## Task to complete
All lines featuring the string "this" are to be listed.

## Records shown

━━━━━━

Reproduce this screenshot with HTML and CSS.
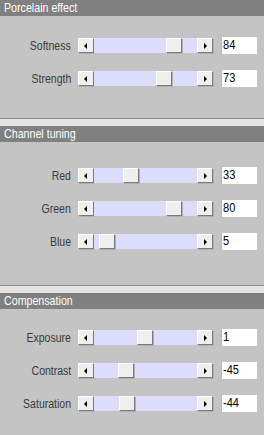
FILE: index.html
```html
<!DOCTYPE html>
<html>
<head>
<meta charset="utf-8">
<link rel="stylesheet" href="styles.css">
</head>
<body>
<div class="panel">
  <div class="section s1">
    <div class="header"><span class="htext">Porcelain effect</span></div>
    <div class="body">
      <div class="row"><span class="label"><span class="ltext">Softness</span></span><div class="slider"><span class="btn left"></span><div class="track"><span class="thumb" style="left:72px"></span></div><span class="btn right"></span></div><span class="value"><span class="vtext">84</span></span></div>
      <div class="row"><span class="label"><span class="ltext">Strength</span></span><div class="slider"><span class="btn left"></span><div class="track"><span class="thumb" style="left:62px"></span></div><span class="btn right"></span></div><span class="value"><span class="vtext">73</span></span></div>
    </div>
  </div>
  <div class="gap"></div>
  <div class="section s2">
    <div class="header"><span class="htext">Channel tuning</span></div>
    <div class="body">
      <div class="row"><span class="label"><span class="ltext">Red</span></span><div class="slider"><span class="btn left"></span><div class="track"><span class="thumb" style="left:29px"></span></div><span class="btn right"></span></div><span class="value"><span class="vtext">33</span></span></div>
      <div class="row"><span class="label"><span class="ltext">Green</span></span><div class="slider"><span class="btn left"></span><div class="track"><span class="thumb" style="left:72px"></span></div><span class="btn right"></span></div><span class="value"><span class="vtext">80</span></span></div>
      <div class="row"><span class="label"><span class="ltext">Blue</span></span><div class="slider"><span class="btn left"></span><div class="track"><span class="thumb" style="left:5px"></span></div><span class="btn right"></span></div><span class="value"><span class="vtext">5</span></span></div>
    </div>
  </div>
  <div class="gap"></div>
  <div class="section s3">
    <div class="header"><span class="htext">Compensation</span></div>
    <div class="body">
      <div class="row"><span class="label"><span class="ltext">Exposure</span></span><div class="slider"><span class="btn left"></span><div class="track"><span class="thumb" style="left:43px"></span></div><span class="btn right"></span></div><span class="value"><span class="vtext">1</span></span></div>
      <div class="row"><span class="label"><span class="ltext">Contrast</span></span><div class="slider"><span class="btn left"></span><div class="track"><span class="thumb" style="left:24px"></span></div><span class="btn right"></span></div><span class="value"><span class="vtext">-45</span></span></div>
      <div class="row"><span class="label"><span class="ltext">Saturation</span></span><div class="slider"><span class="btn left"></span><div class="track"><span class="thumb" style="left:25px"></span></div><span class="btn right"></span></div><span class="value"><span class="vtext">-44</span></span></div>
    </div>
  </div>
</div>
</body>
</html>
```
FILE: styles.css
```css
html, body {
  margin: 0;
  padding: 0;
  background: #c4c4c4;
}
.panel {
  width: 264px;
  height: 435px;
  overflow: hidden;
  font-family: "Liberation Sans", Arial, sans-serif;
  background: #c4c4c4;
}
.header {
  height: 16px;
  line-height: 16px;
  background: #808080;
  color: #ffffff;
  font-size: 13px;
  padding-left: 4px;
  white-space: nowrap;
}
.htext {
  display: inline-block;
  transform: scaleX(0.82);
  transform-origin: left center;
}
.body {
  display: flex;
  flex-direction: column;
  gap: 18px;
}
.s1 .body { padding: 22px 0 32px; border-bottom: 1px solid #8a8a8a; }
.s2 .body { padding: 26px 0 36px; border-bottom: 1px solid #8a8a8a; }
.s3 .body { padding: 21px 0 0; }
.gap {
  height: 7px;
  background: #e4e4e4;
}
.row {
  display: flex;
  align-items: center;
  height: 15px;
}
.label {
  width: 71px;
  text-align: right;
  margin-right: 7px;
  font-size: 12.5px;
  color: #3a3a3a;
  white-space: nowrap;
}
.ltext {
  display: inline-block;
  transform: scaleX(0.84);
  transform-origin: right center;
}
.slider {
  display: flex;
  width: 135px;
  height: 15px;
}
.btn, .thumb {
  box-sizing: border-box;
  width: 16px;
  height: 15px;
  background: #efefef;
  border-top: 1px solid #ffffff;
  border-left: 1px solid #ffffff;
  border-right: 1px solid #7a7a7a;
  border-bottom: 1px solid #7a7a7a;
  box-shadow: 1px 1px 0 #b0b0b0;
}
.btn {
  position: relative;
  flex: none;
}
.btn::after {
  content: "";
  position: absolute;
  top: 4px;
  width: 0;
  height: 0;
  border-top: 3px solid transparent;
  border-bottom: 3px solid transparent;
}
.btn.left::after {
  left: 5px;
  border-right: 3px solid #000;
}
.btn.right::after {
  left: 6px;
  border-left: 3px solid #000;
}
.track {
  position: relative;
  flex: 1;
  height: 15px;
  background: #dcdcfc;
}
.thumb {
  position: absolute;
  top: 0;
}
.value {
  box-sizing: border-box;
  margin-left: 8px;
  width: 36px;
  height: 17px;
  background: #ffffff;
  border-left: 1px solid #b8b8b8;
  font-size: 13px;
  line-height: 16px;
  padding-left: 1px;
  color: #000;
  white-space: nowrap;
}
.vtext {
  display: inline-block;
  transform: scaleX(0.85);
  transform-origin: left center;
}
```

━━━━━━

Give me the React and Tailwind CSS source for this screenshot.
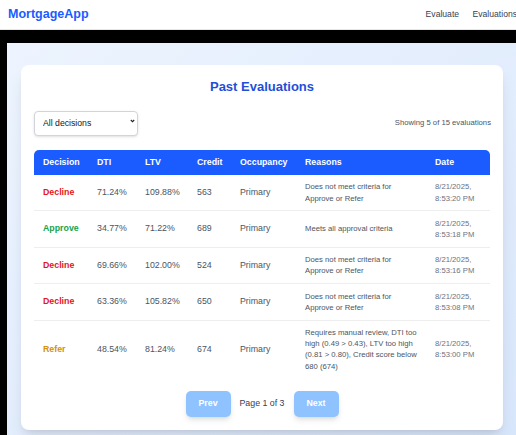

━━━━━━

## Result of the exercise
Reproduce this screenshot with HTML and CSS.
Give me the React and Tailwind CSS source for this screenshot.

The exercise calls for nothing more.